Those around them soon discover how insecure they are, how filled with self-doubt, even in the face of warm affirmations. In the back and forth interactions with a trauma-impacted person and someone attempting to be nurturing, these responses can be confusing and even off-putting. It’s hard to remain attentive and loving toward someone who is rejecting that attention and messages of appreciation and care. A vicious cycle can begin, a self-fulfilling prophecy experienced by the trauma-impacted person: “See, I knew it. I am unworthy. Look how people turn away from me.”

Nervous young guy pulling shirt up over his mouth, afraid and/or nervous

Once someone who is supporting a trauma-impacted person appreciates this tendency for that trauma-impacted person to expect rejection and to be fearful of attachment, open, authentic, trusting and vulnerable, they need to continue transmit messages of acceptance, unconditional love and a desire to be in a close and connected relationship. They simultaneously cannot be offended by the walls the trauma-impacted person may put up. Knowing that person deeply expects to be rejected can promote a deep sense of compassion for how lonely and painful it must be for the them. Remaining steadfast in those messages of love, acceptance and affirmation has the power to eventually break through the walls of doubt, at least to some extent.

If Dr. Perry is right, those walls may be permanently installed in the trauma-impacted person’s deepest beliefs, but he also includes that those beliefs can be reframed. “I am unlovable and unworthy of love,” can be modified to believe “except by a few people who I think actually do love me and believe I am worthy.”

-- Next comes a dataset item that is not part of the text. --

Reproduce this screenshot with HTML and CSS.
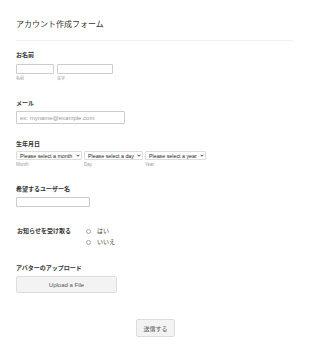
FILE: index.html
```html
<!DOCTYPE html>
<html lang="ja">
<head>
    <meta charset="UTF-8">
    <title>アカウント作成フォーム</title>
    <link rel="stylesheet" href="styles.css">
</head>
<body>
    <div class="form">
        <h1 class="form-title">アカウント作成フォーム</h1>

        <div class="field name-field">
            <label class="field-label">お名前</label>
            <div class="row">
                <div class="sub">
                    <input type="text" class="input input-first">
                    <span class="sub-label">名前</span>
                </div>
                <div class="sub">
                    <input type="text" class="input input-last">
                    <span class="sub-label">苗字</span>
                </div>
            </div>
        </div>

        <div class="field mail-field">
            <label class="field-label">メール</label>
            <input type="text" class="input input-mail" placeholder="ex: myname@example.com">
        </div>

        <div class="field birth-field">
            <label class="field-label">生年月日</label>
            <div class="row">
                <div class="sub">
                    <div class="select-wrap">
                        <select class="select"><option>Please select a month</option></select>
                        <svg class="chevron" viewBox="0 0 8 6"><path d="M1 1.5 L4 4.5 L7 1.5" /></svg>
                    </div>
                    <span class="sub-label latin">Month</span>
                </div>
                <div class="sub">
                    <div class="select-wrap">
                        <select class="select"><option>Please select a day</option></select>
                        <svg class="chevron" viewBox="0 0 8 6"><path d="M1 1.5 L4 4.5 L7 1.5" /></svg>
                    </div>
                    <span class="sub-label latin">Day</span>
                </div>
                <div class="sub">
                    <div class="select-wrap">
                        <select class="select"><option>Please select a year</option></select>
                        <svg class="chevron" viewBox="0 0 8 6"><path d="M1 1.5 L4 4.5 L7 1.5" /></svg>
                    </div>
                    <span class="sub-label latin">Year</span>
                </div>
            </div>
        </div>

        <div class="field user-field">
            <label class="field-label">希望するユーザー名</label>
            <input type="text" class="input input-user">
        </div>

        <div class="field news-field">
            <label class="field-label inline-label">お知らせを受け取る</label>
            <div class="radios">
                <label class="radio"><span class="dot"></span>はい</label>
                <label class="radio"><span class="dot"></span>いいえ</label>
            </div>
        </div>

        <div class="field avatar-field">
            <label class="field-label">アバターのアップロード</label>
            <button class="upload-button">Upload a File</button>
        </div>

        <div class="submit-row">
            <button class="submit-button">送信する</button>
        </div>
    </div>
</body>
</html>
```

FILE: styles.css
```css
body {
    font-family: "Liberation Sans", Arial, "Noto Sans CJK JP", sans-serif;
    margin: 0;
    padding: 0 16px;
    background: #fff;
    color: #2c3345;
}
.form {
    width: 277px;
}
.form-title {
    font-size: 8px;
    font-weight: normal;
    color: #333;
    margin: 0;
    padding: 18px 0 11px 0;
    border-bottom: 1px solid #f0f0f0;
}
.field {
    display: flex;
    flex-direction: column;
    align-items: flex-start;
}
.field-label {
    font-size: 6px;
    font-weight: bold;
    color: #333;
    line-height: 8px;
}
.row {
    display: flex;
    gap: 3px;
    margin-top: 5px;
}
.sub {
    display: flex;
    flex-direction: column;
}
.sub-label {
    font-size: 4px;
    color: #999;
    margin-top: 2px;
    line-height: 5px;
}
.sub-label.latin {
    font-size: 4.5px;
}
.input {
    box-sizing: border-box;
    height: 10px;
    border: 1px solid #ccc;
    border-radius: 1px;
    padding: 0 3px;
    margin: 0;
    font-family: inherit;
    font-size: 6px;
    color: #333;
}
.input::placeholder {
    color: #999;
}
.name-field {
    margin-top: 10px;
}
.input-first {
    width: 38px;
}
.input-last {
    width: 56px;
}
.mail-field {
    margin-top: 18px;
}
.input-mail {
    width: 109px;
    height: 13px;
    margin-top: 4px;
}
.birth-field {
    margin-top: 16px;
}
.birth-field .row {
    gap: 2px;
    margin-top: 3px;
}
.select-wrap {
    position: relative;
    display: flex;
}
.select {
    -webkit-appearance: none;
    appearance: none;
    box-sizing: border-box;
    height: 9px;
    border: 1px solid #ddd;
    border-radius: 1px;
    background: #fff;
    font-family: inherit;
    font-size: 5.3px;
    color: #222;
    padding: 0 8px 0 3px;
    margin: 0;
}
.chevron {
    position: absolute;
    right: 2px;
    top: 3px;
    width: 4px;
    height: 3px;
    fill: none;
    stroke: #333;
    stroke-width: 1.8;
}
.user-field {
    margin-top: 18px;
}
.input-user {
    width: 74px;
    margin-top: 4px;
}
.news-field {
    flex-direction: row;
    align-items: flex-start;
    margin-top: 20px;
    padding-left: 1px;
}
.inline-label {
    width: 69px;
}
.radios {
    display: flex;
    flex-direction: column;
    gap: 3px;
}
.radio {
    display: flex;
    align-items: center;
    gap: 6px;
    font-size: 6px;
    color: #444;
    line-height: 8px;
}
.dot {
    box-sizing: border-box;
    width: 5px;
    height: 5px;
    border: 1px solid #aaa;
    border-radius: 50%;
}
.avatar-field {
    margin-top: 18px;
}
.upload-button {
    margin-top: 4px;
    width: 101px;
    height: 17px;
    background: #f3f3f3;
    border: 1px solid #ddd;
    border-radius: 2px;
    font-family: inherit;
    font-size: 6px;
    color: #555;
}
.submit-row {
    display: flex;
    justify-content: center;
    margin-top: 26px;
}
.submit-button {
    width: 39px;
    height: 18px;
    background: #f3f3f3;
    border: 1px solid #ddd;
    border-radius: 2px;
    font-family: inherit;
    font-size: 6px;
    color: #555;
    margin-left: 2px;
}
```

For anyone nurturing trauma-impacted people, please know how important your compassion, patience and tolerance is when you find resistance to your messages of love, acceptance and a desire to connect. The inner world of the trauma-impacted person is so filled with self-contempt and self-doubt that it is only through that patience and tolerance that modifications can be made, allowing healthy connections to begin.

 Invitation to Reflect

  1. If you have been someone who has nurtured trauma impacted children or adults, to what degree does this information resonate with your experiences? What are some of the ways it has manifested in that person?
  2. Can you appreciate the frustration in someone who is attempting to nurture a trauma-impacted person because of the resistance that is often projected by that person?
  3. In what ways does this information inspire you, renew your willingness to remain engaged, patient and persistent? If so, please know you are helping to right some of the wrongs and injustices that are inherent in the lives of a trauma-impacted person.